How can teams prevent accessibility mistakes instead of fixing them later?

The most effective way to prevent accessibility mistakes is to build accessibility into every stage of the process. That starts with requirements, design systems, content standards, and component libraries that already account for accessible patterns. Designers should specify focus states, contrast-compliant color usage, form behavior, and error handling. Content teams should follow guidance for plain language, headings, link text, alt text, captions, and document structure. Developers should use semantic HTML whenever possible, test with keyboard-only navigation, and verify that custom interactions expose the right roles, names, states, and values to assistive technologies.

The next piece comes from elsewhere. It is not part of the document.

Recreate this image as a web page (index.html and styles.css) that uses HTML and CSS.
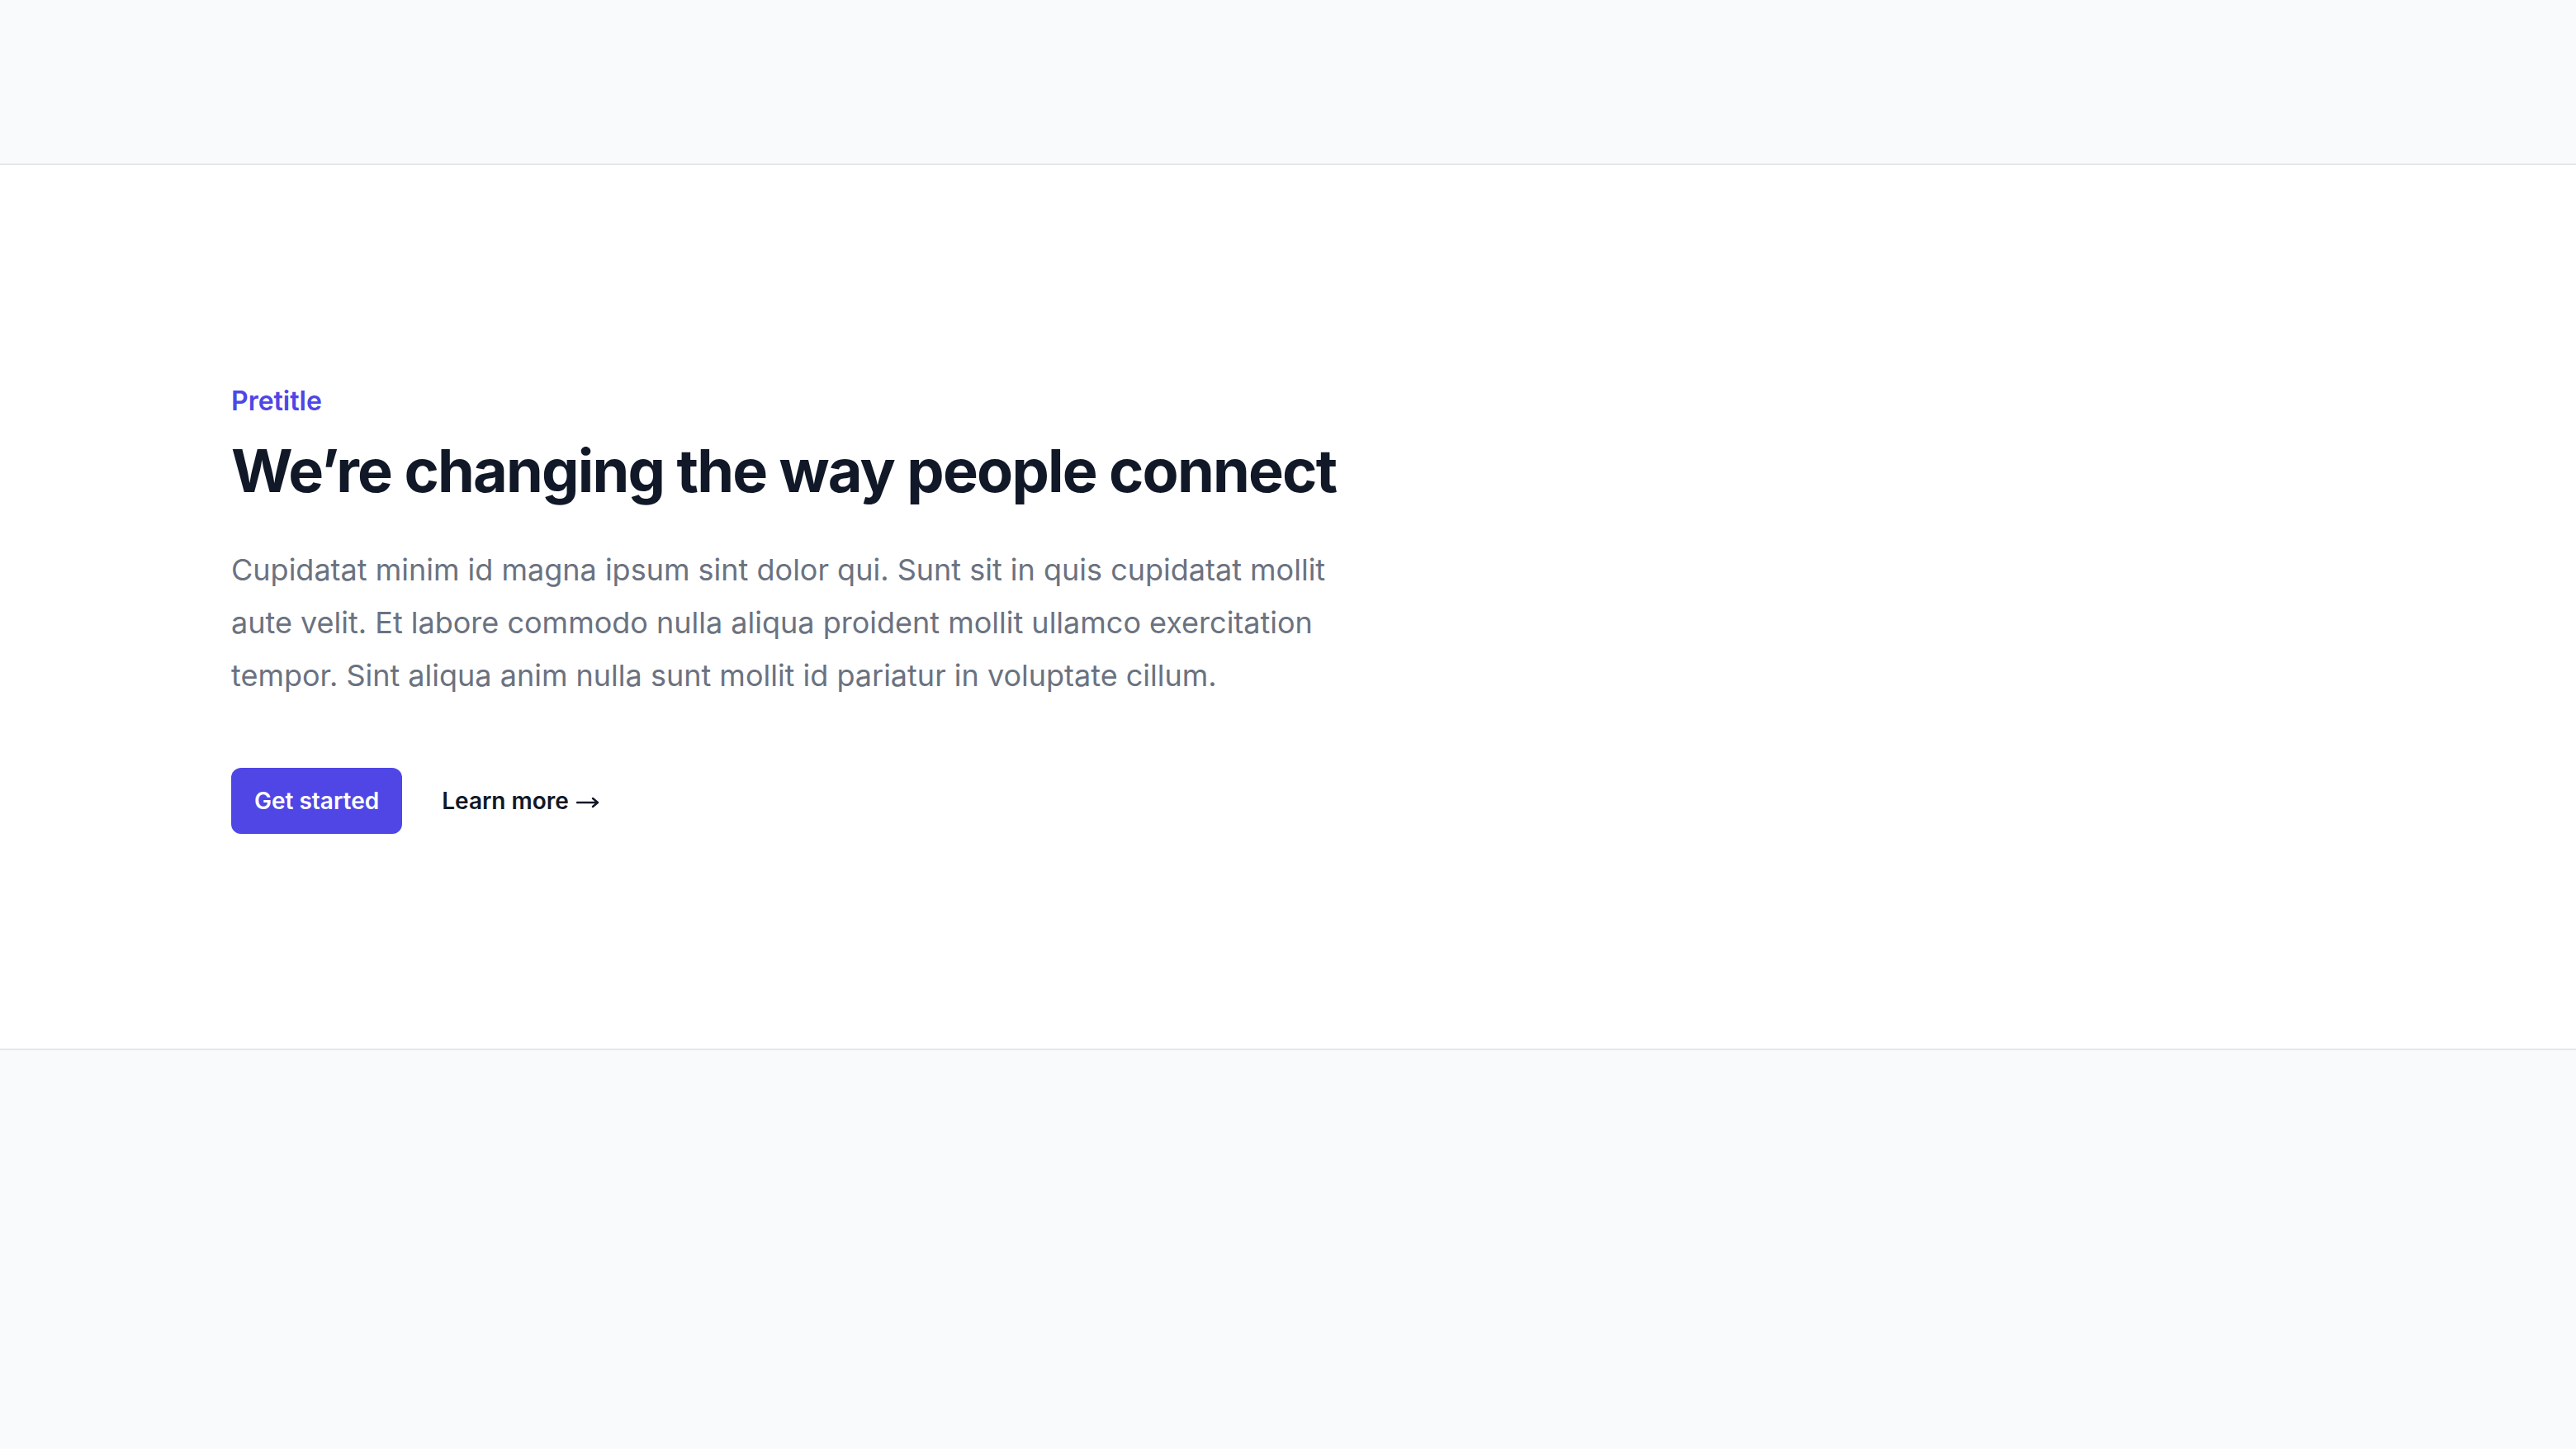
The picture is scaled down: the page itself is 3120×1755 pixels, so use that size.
FILE: index.html
```html
<!DOCTYPE html>
<html lang="en">
<head>
  <meta charset="UTF-8" />
  <meta name="viewport" content="width=device-width, initial-scale=1.0"/>
  <title>Hero</title>
  <link rel="stylesheet" href="styles.css">
</head>
<body>
  <div class="top-band"></div>

  <!-- Hero -->
  <section class="hero">
    <div class="hero-inner">
      <p class="pretitle">Pretitle</p>
      <h1 class="hero-title">We’re changing the way people connect</h1>
      <p class="hero-text">Cupidatat minim id magna ipsum sint dolor qui. Sunt sit in quis cupidatat mollit aute velit. Et labore commodo nulla aliqua proident mollit ullamco exercitation tempor. Sint aliqua anim nulla sunt mollit id pariatur in voluptate cillum.</p>
      <div class="hero-actions">
        <a href="#" class="btn-primary">Get started</a>
        <a href="#" class="btn-link">Learn more
          <svg class="arrow" width="28" height="16" viewBox="0 0 28 16" aria-hidden="true">
            <path d="M1 8h25M20 3l6 5-6 5" fill="none" stroke="currentColor" stroke-width="2.4" stroke-linecap="round" stroke-linejoin="round"/>
          </svg>
        </a>
      </div>
    </div>
  </section>

  <div class="bottom-band"></div>
</body>
</html>
```

FILE: styles.css
```css
html, body {
  height: 100%;
}

body {
  margin: 0;
  font-family: Inter, "Noto Sans", sans-serif;
  background: #f9fafb;
  display: flex;
  flex-direction: column;
}

.top-band {
  height: 198px;
  border-bottom: 2px solid #e5e7eb;
}

.hero {
  background: #fff;
  border-bottom: 2px solid #e5e7eb;
  padding: 258px 280px 260px;
}

.hero-inner {
  max-width: 1344px;
}

.pretitle {
  margin: 0;
  font-size: 32px;
  line-height: 56px;
  font-weight: 600;
  color: #4f46e5;
}

.hero-title {
  margin: 16px 0 0;
  font-size: 72px;
  line-height: 80px;
  font-weight: 700;
  letter-spacing: -0.025em;
  color: #111827;
}

.hero-text {
  margin: 48px 0 0;
  font-size: 36px;
  line-height: 64px;
  color: #6b7280;
}

.hero-actions {
  margin-top: 80px;
  display: flex;
  align-items: center;
  gap: 48px;
}

.btn-primary {
  display: inline-block;
  background: #4f46e5;
  color: #fff;
  text-decoration: none;
  font-size: 28px;
  line-height: 40px;
  font-weight: 600;
  padding: 20px 28px;
  border-radius: 12px;
}

.btn-link {
  display: flex;
  align-items: center;
  gap: 9px;
  color: #111827;
  text-decoration: none;
  font-size: 28px;
  line-height: 48px;
  font-weight: 600;
}

.arrow {
  margin-top: 4px;
}

.bottom-band {
  flex: 1;
}
```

Testing should combine automated tools with manual review and real-user perspective. Automated scanners are helpful for catching issues like missing form labels, contrast failures, and certain ARIA errors, but they cannot reliably judge interaction quality, content clarity, reading order, or whether a workflow actually makes sense for assistive technology users. Strong accessibility practice usually includes design reviews, code reviews, QA checklists, regression testing, and periodic audits of both public-facing sites and authenticated experiences such as SaaS dashboards. If possible, involve disabled users in research and testing. That is where teams often discover gaps that technical checks miss. Accessibility is not a one-time project. It is an ongoing quality standard that reduces risk, expands reach, and results in better digital products overall.